The angle at time $t=25.0\text{s}$ when the fish moving in constant acceleration.

Answer to Problem 5P

The angle at time $t=25.0\text{s}$ when the fish moving in constant acceleration is $-{15.2}^{\circ }$.

Explanation of Solution

Write the expression for the $x$ component of the position at time $t$ .

    $x_f=x_i+v_{xi}t+\frac{1}{2}{a}_x{t}^2$        (IV)

Here, $x_f$ is the final position in $x$ component, $x_i$ is initial position in $x$ component and $v_{xi}$ is the initial speed in $x$ component.

Write the expression for the $y$ component of the position at time $t$.

    $y_f=y_i+v_{yi}t+\frac{1}{2}{a}_y{t}^2$        (V)

Here, $y_f$ is the final position in $y$ component, $y_i$ is initial position in $y$ component and $v_{yi}$ is the initial speed in $y$ component.

Write the expression for the $x$ component of the final velocity of the fish.

    $v_{xf}=v_{xi}+a_{x}t$        (VI)

Here, $v_{xf}$ is the $x$ component of the final velocity of the fish, $v_{xi}$ is the $x$ component of the initial velocity of the fish and $a_x$ is the $x$ component of the acceleration of the fish.

Write the expression for the $y$ component of the final velocity of the fish.

    $v_{yf}=v_{yi}+a_{y}t$        (VII)

Here, $v_{yf}$ is the $x$ component of the final velocity of the fish, $v_{yi}$ is the $y$ component of the initial velocity of the fish and $a_y$ is the $y$ component of the acceleration of the fish.

Write the angle at time $t$ when the fish moving in constant acceleration.

    $\theta ={\tan }^{-1}\left(\frac{v_{yf}}{v_{xf}}\right)$        (VIII)

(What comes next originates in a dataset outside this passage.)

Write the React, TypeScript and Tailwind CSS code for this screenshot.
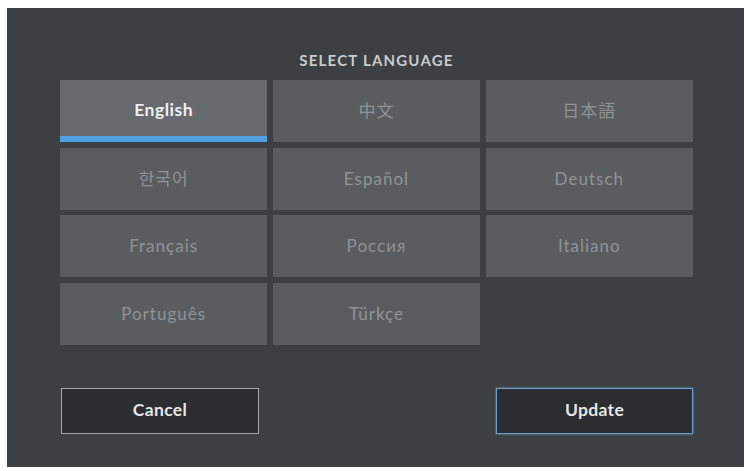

Here, $v_{xf}$ is the velocity of the fish in the $x$ component and $v_{yf}$ is the velocity of the fishin the $y$ component.

Conclusion:

Substitute $10.0\text{m}$ for $x_i$ , $4.00\text{m/s}$ for $v_{xi}$ , $0.800{\text{m/s}}^{\text{2}}$ for $a_x$ and $25.0\text{s}$ for $t$ in (IV) to find $x_f$,

    $\begin{array}{c}{x}_f=10.0\text{m}+\left(4.00\text{m/s}\right)\left(25.0\text{s}\right)+\frac{1}{2}\left(0.800{\text{m/s}}^{\text{2}}\right){\left(25.0\text{s}\right)}^2\\ =360\text{m}\end{array}$

Substitute $-4.0\text{m}$ for $y_i$ , $1.00\text{m/s}$ for $v_{yi}$ , $-0.300{\text{m/s}}^{\text{2}}$ for $a_y$ and $25.0\text{s}$ for $t$ in (V) to find $y_f$,

    $\begin{array}{c}{y}_f=-4.0\text{m}+\left(1.00\text{m/s}\right)\left(25.0\text{s}\right)+\frac{1}{2}\left(-0.300{\text{m/s}}^{\text{2}}\right){\left(25.0\text{s}\right)}^2\\ =-72.7\text{m}\end{array}$

Substitute $4.00\text{m/s}$ for $v_{xi}$ , $0.800{\text{m/s}}^{\text{2}}$ for $a_x$ and $25.0\text{s}$ for $t$ in (VI) to find $v_{xf}$,

    $\begin{array}{c}{v}_{xf}=4.00\text{m/s}+\left(0.800{\text{m/s}}^{\text{2}}\right)\left(25.0\text{s}\right)\\ =24\text{m/s}\end{array}$

Substitute $1.00\text{m/s}$ for $v_{yi}$ , $-0.300{\text{m/s}}^{\text{2}}$ for $a_y$ and $25.0\text{s}$ for $t$ in (VII) to find $v_{yf}$,

    $\begin{array}{c}{v}_{yf}=1.00\text{m/s}+\left(-0.300{\text{m/s}}^{\text{2}}\right)\left(25.0\text{s}\right)\\ =-6.50\text{m/s}\end{array}$

Substitute $-6.50\text{m/s}$ for $v_{yf}$ and $24\text{m/s}$ for $v_{xf}$ in (VIII) to find $\theta$ ,

    $\begin{array}{c}\theta ={\tan }^{-1}\left(\frac{-6.50\text{m/s}}{24\text{m/s}}\right)\\ =-{15.2}^{\circ }\end{array}$

Therefore, the angle at time $t=25.0\text{s}$ when the fish moving in constant acceleration is $-{15.2}^{\circ }$.